23.3.22

Por que não existe uma praça da melancolia (short stories #378)

Idles, “Well Done” (live on SXSW 2018), in https://www.youtube.com/watch?v=Yqf8cDbsA3w

          O vocalista da banda pós-punk exacerba a voz, as veias do pescoço parecem explodir com a erupção da raiva mumificada na letra da música, batendo no peito com o punho fechado sem estar a fazer de conta. No fim da música, deixa cair o corpo na vertical e, naquele momento que parecia em câmara lenta, um sorriso exegético acompanha a queda no precipício.

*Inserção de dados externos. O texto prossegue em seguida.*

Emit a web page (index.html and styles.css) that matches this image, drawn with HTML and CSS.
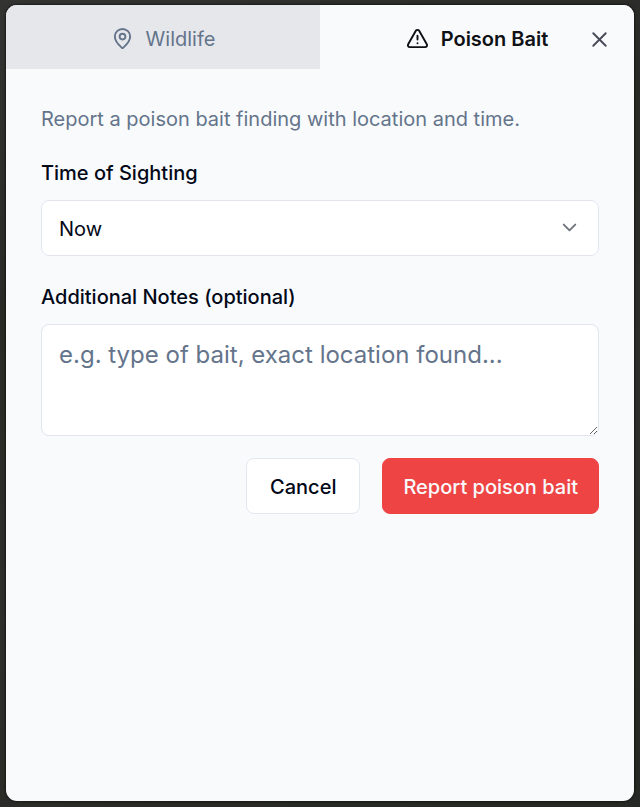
FILE: index.html
```html
<!DOCTYPE html>
<html lang="en">
<head>
    <meta charset="UTF-8">
    <meta name="viewport" content="width=device-width, initial-scale=1.0">
    <title>Report Poison Bait</title>
    <link rel="stylesheet" href="styles.css">
</head>
<body>
    <div class="dialog" role="dialog" aria-label="Report">
        <div class="tabs" role="tablist">
            <button type="button" class="tab" role="tab" aria-selected="false">
                <svg class="icon" viewBox="0 0 24 24" aria-hidden="true">
                    <path d="M20 10c0 4.993-5.539 10.193-7.399 11.799a1 1 0 0 1-1.202 0C9.539 20.193 4 14.993 4 10a8 8 0 0 1 16 0"/>
                    <circle cx="12" cy="10" r="3"/>
                </svg>
                Wildlife
            </button>
            <button type="button" class="tab tab-active" role="tab" aria-selected="true">
                <svg class="icon" viewBox="0 0 24 24" aria-hidden="true">
                    <path d="m21.73 18-8-14a2 2 0 0 0-3.48 0l-8 14A2 2 0 0 0 4 21h16a2 2 0 0 0 1.73-3"/>
                    <path d="M12 9v4"/>
                    <path d="M12 17h.01"/>
                </svg>
                Poison Bait
            </button>
        </div>
        <button type="button" class="close" aria-label="Close">
            <svg class="icon" viewBox="0 0 24 24" aria-hidden="true">
                <path d="M18.5 5.5l-13 13"/>
                <path d="m5.5 5.5 13 13"/>
            </svg>
        </button>

        <form class="report-form">
            <p class="description">Report a poison bait finding with location and time.</p>
            <div class="form-group">
                <label for="sightingTime">Time of Sighting</label>
                <div class="select-wrap">
                    <select id="sightingTime" class="field">
                        <option>Now</option>
                    </select>
                    <svg class="icon chevron" viewBox="0 0 24 24" aria-hidden="true">
                        <path d="m6 9 6 6 6-6"/>
                    </svg>
                </div>
            </div>
            <div class="form-group">
                <label for="notes">Additional Notes (optional)</label>
                <textarea id="notes" class="field notes" placeholder="e.g. type of bait, exact location found..."></textarea>
            </div>
            <div class="actions">
                <button type="button" class="btn">Cancel</button>
                <button type="submit" class="btn btn-danger">Report poison bait</button>
            </div>
        </form>
    </div>
</body>
</html>
```
FILE: styles.css
```css
* {
    box-sizing: border-box;
}
body {
    margin: 0;
    min-height: 100vh;
    padding: 5px 6px 6px;
    display: flex;
    background: linear-gradient(160deg, #333331, #292a26 30%, #2e2e2b 60%, #262823);
    font-family: Inter, sans-serif;
    font-size: 20px;
    line-height: 28px;
    color: #020817;
}
button, select, textarea {
    font: inherit;
    color: inherit;
}
.dialog {
    position: relative;
    flex: 1;
    background: #f8fafc;
    border-radius: 11px;
    overflow: hidden;
    box-shadow: 0 0 3px #000;
}
.tabs {
    display: grid;
    grid-template-columns: 1fr 1fr;
}
.tab {
    display: flex;
    align-items: center;
    justify-content: center;
    gap: 12px;
    height: 64px;
    padding: 3px 0 0;
    border: none;
    background: #e5e7eb;
    color: #64748b;
    cursor: pointer;
}
.tab-active {
    background: #f8fafc;
    color: #0f1115;
    font-weight: 600;
}
.icon {
    width: 23px;
    height: 23px;
    fill: none;
    stroke: currentColor;
    stroke-width: 2;
    stroke-linecap: round;
    stroke-linejoin: round;
}
.close {
    position: absolute;
    top: 23px;
    right: 23px;
    display: flex;
    padding: 0;
    border: none;
    background: none;
    color: #474b57;
    cursor: pointer;
}
.report-form {
    padding: 36px 35px;
}
.description {
    margin: 0 0 26px;
    color: #64748b;
}
.form-group label {
    display: block;
    margin-bottom: 13px;
    font-weight: 500;
}
.form-group + .form-group {
    margin-top: 27px;
}
.field {
    display: block;
    width: 100%;
    height: 56px;
    padding: 2px 17px 0;
    border: 1px solid #e2e4ee;
    border-radius: 8px;
    background: #fff;
    appearance: none;
}
.select-wrap {
    position: relative;
}
.chevron {
    position: absolute;
    top: 16px;
    right: 18px;
    color: #71757f;
    pointer-events: none;
}
.notes {
    height: 112px;
    padding: 12px 17px;
    font-size: 24px;
    line-height: 36px;
    resize: vertical;
}
.notes::placeholder {
    color: #64748b;
}
.actions {
    display: flex;
    justify-content: flex-end;
    gap: 22px;
    margin-top: 22px;
}
.btn {
    height: 56px;
    padding: 2px 23px 0;
    border: 1px solid #e2e8f0;
    border-radius: 8px;
    background: #fff;
    font-weight: 500;
    cursor: pointer;
}
.btn-danger {
    padding: 2px 20px 0;
    border-color: #ef4444;
    background: #ef4444;
    color: #f8fafc;
}
```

Permanece inerte no palco durante uns segundos, os olhos esparramados como se a fruição da liberdade estivesse fora da sua órbita. O sorriso dobra as sílabas num riso desacanhado. Não é um riso fortuito: a catarse baniu os escombros da melancolia que foram servidos na música. Foi a voz cava e a ira exorcizada no vulcânico esbracejar do vocalista que desarmadilharam a melancolia atravessada em todos os poros. O vocalista levanta-se numa medida inversamente proporcional da queda que fora em câmara lenta. Descompõe o sorriso. Fala a sério, agora que passou a envergar um cenho, contra as incúrias do mundo tão imperfeito que é este que nos acolhe como casa comum. Tartameleia uns palavras arrastadas, propositadamente arrastadas, para todos perceberem. Admite que não é dele a tutoria dos conselhos, pois dele se sabe que há privados vícios que o desaconselham para a moral convencionada. Não vai aconselhar ninguém: limita-se a desafiar os presentes para não desistirem das interrogações e para não capitularem como vítimas de um mundo cimentado a melancolia. Impetra que não deixemos de olhar em redor e sejamos leitores açorados, mas críticos, do palco em que nos movemos. A melancolia maior é a hibernação de quem cai no logro dos que preferem uma cidadania desligada do seu meio ambiente. Com o arquear do braço direito, como se fosse maestro, ordena a música seguinte.